1740 March 25 (Tuesday).  David and Samuel digging stones, still on the Southside.  Sent down my Subscription to the Manufacture Bank[1] by Mr. Samuel Robinson of Hardwicke.

[1]This term was sometimes used for the Land Bank of 1740, a plan for providing a currency backed by real estate and redeemable in the future in commodities.  Andrew M. Davis, Currency and Banking in the Province of Massachusetts-Bay (New York, 1901) 2:140.

March 28, 1740

1740 March 28 (Friday).  Sam at work digging stones, on the South side.  N.B. Mr.
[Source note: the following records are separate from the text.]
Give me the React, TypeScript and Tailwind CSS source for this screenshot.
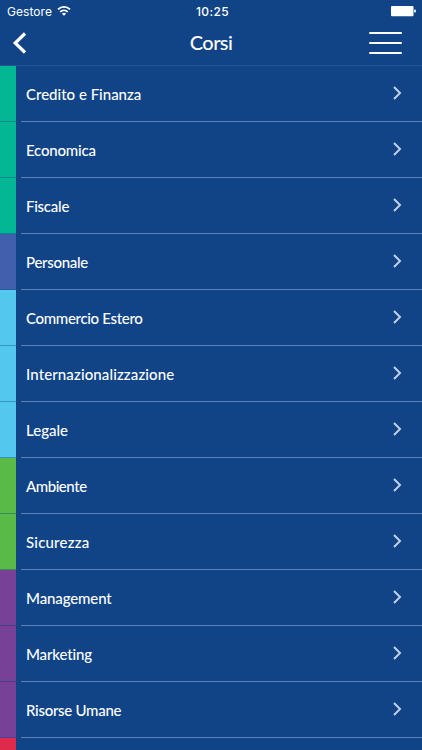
import React from 'react';

const courses = [
  { name: "Credito e Finanza", bar: "bg-[#03b795]", tracking: "tracking-normal" },
  { name: "Economica", bar: "bg-[#03b795]", tracking: "tracking-[-0.2px]" },
  { name: "Fiscale", bar: "bg-[#03b795]", tracking: "tracking-[-0.25px]" },
  { name: "Personale", bar: "bg-[#425fad]", tracking: "tracking-[-0.3px]" },
  { name: "Commercio Estero", bar: "bg-[#54c7ee]", tracking: "tracking-[-0.32px]" },
  { name: "Internazionalizzazione", bar: "bg-[#54c7ee]", tracking: "tracking-[0.12px]" },
  { name: "Legale", bar: "bg-[#54c7ee]", tracking: "tracking-normal" },
  { name: "Ambiente", bar: "bg-[#59ba47]", tracking: "tracking-[-0.45px]" },
  { name: "Sicurezza", bar: "bg-[#59ba47]", tracking: "tracking-[0.2px]" },
  { name: "Management", bar: "bg-[#774197]", tracking: "tracking-[-0.12px]" },
  { name: "Marketing", bar: "bg-[#774197]", tracking: "tracking-[-0.15px]" },
  { name: "Risorse Umane", bar: "bg-[#774197]", tracking: "tracking-[-0.28px]" },
];

const App = () => {
  return (
    <div className="w-full h-[750px] bg-[#104487] text-white overflow-hidden flex flex-col font-['Lato',sans-serif]">
      {/* Status bar */}
      <div className="h-[22px] shrink-0 grid grid-cols-[1fr_auto_1fr] items-center px-[6px] font-['Inter',sans-serif] text-[12px] leading-none">
        <div className="flex items-center gap-[5px]">
          <span className="pl-px pt-px tracking-[0.05px]">Gestore</span>
          <svg width="14" height="11" viewBox="0 0 14 11" fill="none" stroke="white" strokeWidth="1.8">
            <path d="M1 3.4a8.6 8.6 0 0 1 12 0" />
            <path d="M3.2 5.8a5.5 5.5 0 0 1 7.6 0" />
            <path d="M7 9.8 4.9 7.7a3 3 0 0 1 4.2 0z" fill="white" stroke="none" />
          </svg>
        </div>
        <span className="pl-[3px] pt-px font-medium tracking-[0.4px]">10:25</span>
        <svg className="justify-self-end" width="25" height="11" viewBox="0 0 25 11" fill="white">
          <rect x="0" y="0" width="22.5" height="10.3" rx="1" />
          <rect x="23.2" y="3.6" width="1.6" height="3" rx="0.7" />
        </svg>
      </div>

      {/* Nav bar */}
      <header className="h-[44px] shrink-0 grid grid-cols-[1fr_auto_1fr] items-center pl-[12px] pr-[20px] border-b border-[#265391]">
        <button className="justify-self-start pb-px" aria-label="Indietro">
          <svg width="15" height="22" viewBox="0 0 15 22" fill="none" stroke="white" strokeWidth="3.2">
            <path d="M13 1.5 3.2 11l9.8 9.5" />
          </svg>
        </button>
        <h1 className="pl-[8px] pb-[3px] text-center text-[20px] leading-none font-medium tracking-[-0.6px]">Corsi</h1>
        <button className="justify-self-end pb-px" aria-label="Menu">
          <svg width="34" height="24" viewBox="0 0 34 24" stroke="white" strokeWidth="2" strokeLinecap="round">
            <path d="M2 2h31M2 12h31M2 22h31" />
          </svg>
        </button>
      </header>

      {/* Course list */}
      <ul>
        {courses.map((course) => (
          <li key={course.name} className="h-[56px] flex">
            <div className={`w-[16px] shrink-0 border-b border-[#104487]/40 ${course.bar}`} />
            <div className="ml-[5px] pl-[5px] pr-[20px] flex-1 flex items-center justify-between border-b border-[#607fb3]">
              <span className={`pt-[2px] text-[15px] leading-none font-medium whitespace-nowrap ${course.tracking}`}>{course.name}</span>
              <svg className="mb-px" width="10" height="14" viewBox="0 0 10 14" fill="none" stroke="#c3d0e1" strokeWidth="2">
                <path d="m2 1 6 6-6 6" />
              </svg>
            </div>
          </li>
        ))}
        <li className="h-[56px] flex">
          <div className="w-[16px] bg-[#de2a4c]" />
        </li>
      </ul>
    </div>
  );
};

export default App;
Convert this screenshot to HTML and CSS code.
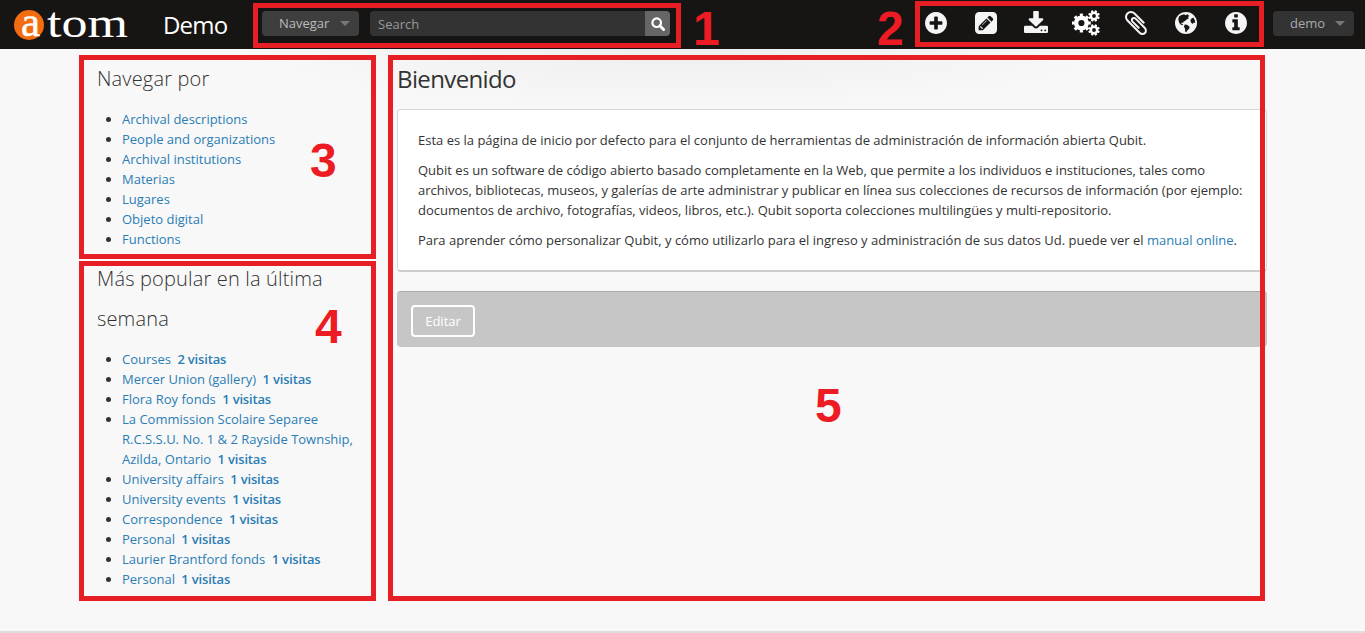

Prentice of Grafton came up from Marlborough, and Mr. Belcher Hancock from Grafton and din’d with us, as did Mr. Samuel Robinson who had done my Business at the Manufacture Bank.  P.M. I rode to Captain Warrins.  Great Disappointment about a Team.  My wife very full of pain in her Teeth.  Mrs. Whipple watch’d.